### EXERCISE OBJECTIVE
From the line with "What React, TypeScript" to the line with "string; lines: string[]", both lines included, set down exactly those lines, please, and no others.

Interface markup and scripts
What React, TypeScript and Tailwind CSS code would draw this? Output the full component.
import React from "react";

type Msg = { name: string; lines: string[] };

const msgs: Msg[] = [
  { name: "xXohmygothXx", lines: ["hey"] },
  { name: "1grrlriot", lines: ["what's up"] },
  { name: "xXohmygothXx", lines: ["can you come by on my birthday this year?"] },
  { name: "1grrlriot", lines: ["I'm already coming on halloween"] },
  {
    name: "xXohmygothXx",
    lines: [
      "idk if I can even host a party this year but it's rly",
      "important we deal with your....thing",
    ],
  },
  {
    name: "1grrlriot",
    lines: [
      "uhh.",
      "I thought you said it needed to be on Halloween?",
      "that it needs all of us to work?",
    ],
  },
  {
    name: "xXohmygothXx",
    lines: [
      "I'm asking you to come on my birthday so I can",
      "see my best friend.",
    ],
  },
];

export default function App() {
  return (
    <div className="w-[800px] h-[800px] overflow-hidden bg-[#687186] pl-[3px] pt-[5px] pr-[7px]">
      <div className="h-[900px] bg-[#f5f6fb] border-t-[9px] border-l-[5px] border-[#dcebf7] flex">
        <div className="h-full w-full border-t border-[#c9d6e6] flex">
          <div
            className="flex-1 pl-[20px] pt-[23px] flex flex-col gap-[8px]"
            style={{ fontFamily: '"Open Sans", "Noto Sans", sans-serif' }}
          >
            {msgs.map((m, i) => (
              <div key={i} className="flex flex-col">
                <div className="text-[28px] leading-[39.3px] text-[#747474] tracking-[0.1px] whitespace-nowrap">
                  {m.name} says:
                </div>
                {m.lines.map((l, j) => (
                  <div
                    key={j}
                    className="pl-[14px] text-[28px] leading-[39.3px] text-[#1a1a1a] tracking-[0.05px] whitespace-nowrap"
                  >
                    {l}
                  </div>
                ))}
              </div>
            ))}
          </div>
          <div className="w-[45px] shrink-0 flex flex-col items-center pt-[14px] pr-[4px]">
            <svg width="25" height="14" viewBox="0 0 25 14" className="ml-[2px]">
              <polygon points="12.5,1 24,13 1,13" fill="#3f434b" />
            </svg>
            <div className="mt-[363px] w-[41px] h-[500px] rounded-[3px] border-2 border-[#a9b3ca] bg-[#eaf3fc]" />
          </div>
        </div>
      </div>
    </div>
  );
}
--
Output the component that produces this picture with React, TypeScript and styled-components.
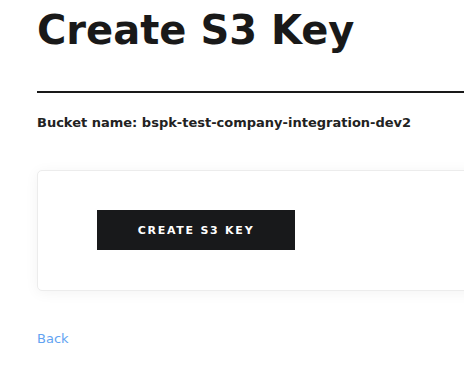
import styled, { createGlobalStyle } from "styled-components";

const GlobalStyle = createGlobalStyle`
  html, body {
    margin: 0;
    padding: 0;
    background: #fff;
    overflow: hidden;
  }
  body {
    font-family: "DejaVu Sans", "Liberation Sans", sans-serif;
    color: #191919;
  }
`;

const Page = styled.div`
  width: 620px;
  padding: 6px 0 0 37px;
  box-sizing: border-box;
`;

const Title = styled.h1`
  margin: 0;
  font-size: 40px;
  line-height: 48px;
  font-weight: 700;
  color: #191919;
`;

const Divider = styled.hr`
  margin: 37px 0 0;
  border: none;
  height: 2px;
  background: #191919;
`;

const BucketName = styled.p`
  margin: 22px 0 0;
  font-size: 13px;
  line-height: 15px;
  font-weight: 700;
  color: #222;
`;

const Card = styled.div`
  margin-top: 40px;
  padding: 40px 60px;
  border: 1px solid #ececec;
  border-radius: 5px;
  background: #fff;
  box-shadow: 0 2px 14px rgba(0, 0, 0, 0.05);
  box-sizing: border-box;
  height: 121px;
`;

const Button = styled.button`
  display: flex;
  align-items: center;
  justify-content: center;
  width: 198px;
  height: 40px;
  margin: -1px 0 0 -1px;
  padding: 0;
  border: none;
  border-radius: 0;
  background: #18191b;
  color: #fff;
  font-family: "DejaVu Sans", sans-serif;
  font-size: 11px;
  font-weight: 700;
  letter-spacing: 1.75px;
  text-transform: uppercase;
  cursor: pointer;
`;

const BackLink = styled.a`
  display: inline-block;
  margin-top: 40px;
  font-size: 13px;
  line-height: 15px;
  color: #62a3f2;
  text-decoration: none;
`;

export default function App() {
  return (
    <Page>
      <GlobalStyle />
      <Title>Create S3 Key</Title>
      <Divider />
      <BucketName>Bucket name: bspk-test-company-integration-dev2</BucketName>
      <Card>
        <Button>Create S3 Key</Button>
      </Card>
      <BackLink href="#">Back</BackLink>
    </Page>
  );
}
* * *
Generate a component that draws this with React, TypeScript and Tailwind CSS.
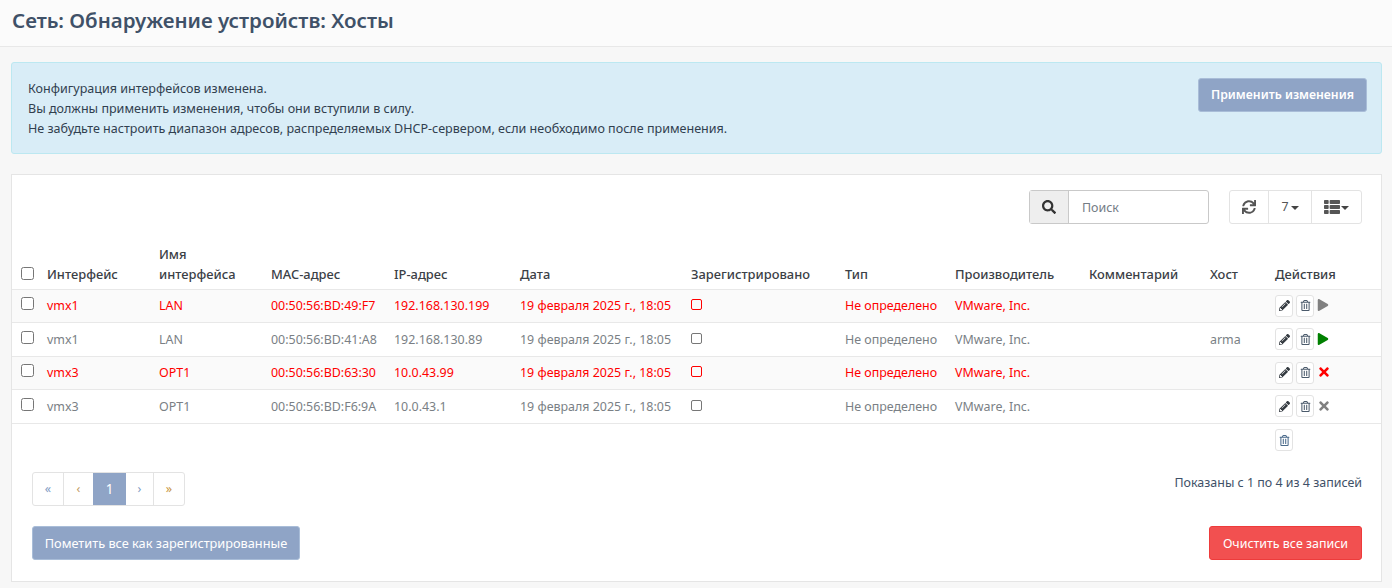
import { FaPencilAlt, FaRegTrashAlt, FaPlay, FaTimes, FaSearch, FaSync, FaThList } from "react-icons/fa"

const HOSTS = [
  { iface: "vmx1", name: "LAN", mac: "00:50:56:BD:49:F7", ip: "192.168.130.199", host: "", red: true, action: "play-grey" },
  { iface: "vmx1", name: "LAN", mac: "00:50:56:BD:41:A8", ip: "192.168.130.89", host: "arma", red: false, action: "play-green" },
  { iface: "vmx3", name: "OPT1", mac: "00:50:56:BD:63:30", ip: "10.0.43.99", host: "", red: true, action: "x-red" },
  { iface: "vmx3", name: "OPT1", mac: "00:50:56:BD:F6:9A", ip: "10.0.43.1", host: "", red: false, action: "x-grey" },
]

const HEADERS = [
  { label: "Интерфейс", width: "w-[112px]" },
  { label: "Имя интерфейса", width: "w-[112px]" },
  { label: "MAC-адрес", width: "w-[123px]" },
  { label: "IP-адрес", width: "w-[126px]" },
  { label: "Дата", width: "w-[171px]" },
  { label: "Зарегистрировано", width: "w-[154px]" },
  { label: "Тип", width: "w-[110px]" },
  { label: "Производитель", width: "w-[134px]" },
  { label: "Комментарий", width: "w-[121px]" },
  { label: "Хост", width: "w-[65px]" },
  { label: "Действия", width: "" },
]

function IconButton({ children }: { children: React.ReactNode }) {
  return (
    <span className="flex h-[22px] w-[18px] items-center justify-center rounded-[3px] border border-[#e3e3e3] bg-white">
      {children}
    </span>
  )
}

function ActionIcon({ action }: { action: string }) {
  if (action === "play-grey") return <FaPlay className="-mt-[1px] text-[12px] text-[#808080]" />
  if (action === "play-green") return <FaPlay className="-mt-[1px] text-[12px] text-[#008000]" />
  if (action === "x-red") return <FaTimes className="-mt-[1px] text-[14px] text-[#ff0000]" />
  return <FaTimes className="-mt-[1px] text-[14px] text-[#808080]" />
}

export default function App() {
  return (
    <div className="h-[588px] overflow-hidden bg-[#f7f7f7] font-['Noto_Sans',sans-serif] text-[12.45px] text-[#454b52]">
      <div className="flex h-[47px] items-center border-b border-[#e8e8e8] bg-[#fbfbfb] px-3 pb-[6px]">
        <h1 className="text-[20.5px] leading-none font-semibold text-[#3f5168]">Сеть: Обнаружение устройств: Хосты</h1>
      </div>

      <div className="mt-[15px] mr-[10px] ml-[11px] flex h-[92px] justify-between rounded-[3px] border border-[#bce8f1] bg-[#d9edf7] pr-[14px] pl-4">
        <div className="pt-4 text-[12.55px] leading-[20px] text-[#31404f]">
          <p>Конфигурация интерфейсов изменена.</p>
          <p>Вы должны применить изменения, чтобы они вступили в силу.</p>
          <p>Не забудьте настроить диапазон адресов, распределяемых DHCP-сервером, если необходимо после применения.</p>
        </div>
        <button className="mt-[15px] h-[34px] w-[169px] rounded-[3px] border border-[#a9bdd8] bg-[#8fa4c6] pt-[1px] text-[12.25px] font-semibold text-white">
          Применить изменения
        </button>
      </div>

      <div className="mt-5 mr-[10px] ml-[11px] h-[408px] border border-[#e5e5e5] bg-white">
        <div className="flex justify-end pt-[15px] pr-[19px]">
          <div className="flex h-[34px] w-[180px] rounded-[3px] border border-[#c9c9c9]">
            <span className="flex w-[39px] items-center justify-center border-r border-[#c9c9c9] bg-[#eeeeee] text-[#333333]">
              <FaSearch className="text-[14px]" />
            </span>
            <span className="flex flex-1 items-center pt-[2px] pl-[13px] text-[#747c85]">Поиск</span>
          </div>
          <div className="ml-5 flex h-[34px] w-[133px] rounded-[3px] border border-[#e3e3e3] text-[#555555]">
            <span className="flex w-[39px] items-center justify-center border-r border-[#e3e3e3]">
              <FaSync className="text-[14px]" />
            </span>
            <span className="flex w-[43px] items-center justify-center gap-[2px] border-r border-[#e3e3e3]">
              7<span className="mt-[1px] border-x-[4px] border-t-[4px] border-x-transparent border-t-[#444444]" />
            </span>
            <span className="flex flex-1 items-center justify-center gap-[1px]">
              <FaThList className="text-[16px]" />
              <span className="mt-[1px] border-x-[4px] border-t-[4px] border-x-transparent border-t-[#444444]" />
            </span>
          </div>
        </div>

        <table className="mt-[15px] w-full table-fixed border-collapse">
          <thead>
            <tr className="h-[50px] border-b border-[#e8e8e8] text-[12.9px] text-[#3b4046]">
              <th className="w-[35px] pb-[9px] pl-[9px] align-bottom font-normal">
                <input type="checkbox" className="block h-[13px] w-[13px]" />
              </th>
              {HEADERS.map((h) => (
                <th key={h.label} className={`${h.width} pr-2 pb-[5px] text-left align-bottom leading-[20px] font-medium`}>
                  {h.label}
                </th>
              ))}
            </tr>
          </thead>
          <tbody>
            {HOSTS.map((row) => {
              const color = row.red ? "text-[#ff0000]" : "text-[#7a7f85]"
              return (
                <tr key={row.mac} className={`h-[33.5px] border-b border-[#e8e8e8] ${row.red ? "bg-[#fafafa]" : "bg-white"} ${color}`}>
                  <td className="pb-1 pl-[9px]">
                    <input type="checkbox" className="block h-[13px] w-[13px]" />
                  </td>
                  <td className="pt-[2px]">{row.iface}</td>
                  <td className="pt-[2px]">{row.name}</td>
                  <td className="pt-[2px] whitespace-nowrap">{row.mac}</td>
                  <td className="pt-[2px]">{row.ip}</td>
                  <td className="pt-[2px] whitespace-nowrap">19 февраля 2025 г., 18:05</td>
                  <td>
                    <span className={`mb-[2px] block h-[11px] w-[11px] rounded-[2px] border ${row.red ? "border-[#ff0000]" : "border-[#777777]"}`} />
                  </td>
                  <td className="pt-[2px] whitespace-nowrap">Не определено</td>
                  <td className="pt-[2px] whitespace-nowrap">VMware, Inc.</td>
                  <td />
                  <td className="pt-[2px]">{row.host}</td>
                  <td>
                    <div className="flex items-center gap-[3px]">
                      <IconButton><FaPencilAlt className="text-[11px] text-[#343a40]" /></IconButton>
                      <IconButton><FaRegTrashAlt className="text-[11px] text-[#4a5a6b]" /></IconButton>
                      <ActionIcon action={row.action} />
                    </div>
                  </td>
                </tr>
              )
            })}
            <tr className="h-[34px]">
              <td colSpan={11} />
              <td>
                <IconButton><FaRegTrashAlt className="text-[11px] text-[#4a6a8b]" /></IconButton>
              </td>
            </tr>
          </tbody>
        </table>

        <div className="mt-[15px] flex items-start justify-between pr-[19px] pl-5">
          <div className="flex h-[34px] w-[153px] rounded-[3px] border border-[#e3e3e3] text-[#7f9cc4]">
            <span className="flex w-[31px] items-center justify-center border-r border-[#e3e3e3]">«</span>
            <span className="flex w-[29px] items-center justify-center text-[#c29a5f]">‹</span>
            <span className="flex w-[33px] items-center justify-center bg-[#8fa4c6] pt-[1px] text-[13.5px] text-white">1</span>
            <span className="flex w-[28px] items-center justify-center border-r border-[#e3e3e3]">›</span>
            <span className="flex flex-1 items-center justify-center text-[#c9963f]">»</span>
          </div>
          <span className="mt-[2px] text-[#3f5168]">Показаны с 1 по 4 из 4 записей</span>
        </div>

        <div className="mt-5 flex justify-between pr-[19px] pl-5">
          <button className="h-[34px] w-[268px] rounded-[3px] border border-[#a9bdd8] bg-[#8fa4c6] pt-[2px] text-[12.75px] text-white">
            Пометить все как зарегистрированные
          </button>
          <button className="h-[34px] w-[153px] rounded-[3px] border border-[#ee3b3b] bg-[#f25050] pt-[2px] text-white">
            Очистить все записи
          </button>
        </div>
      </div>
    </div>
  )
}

### EXERCISE SOLUTION
What React, TypeScript and Tailwind CSS code would draw this? Output the full component.
import React from "react";

type Msg = { name: string; lines: string[] };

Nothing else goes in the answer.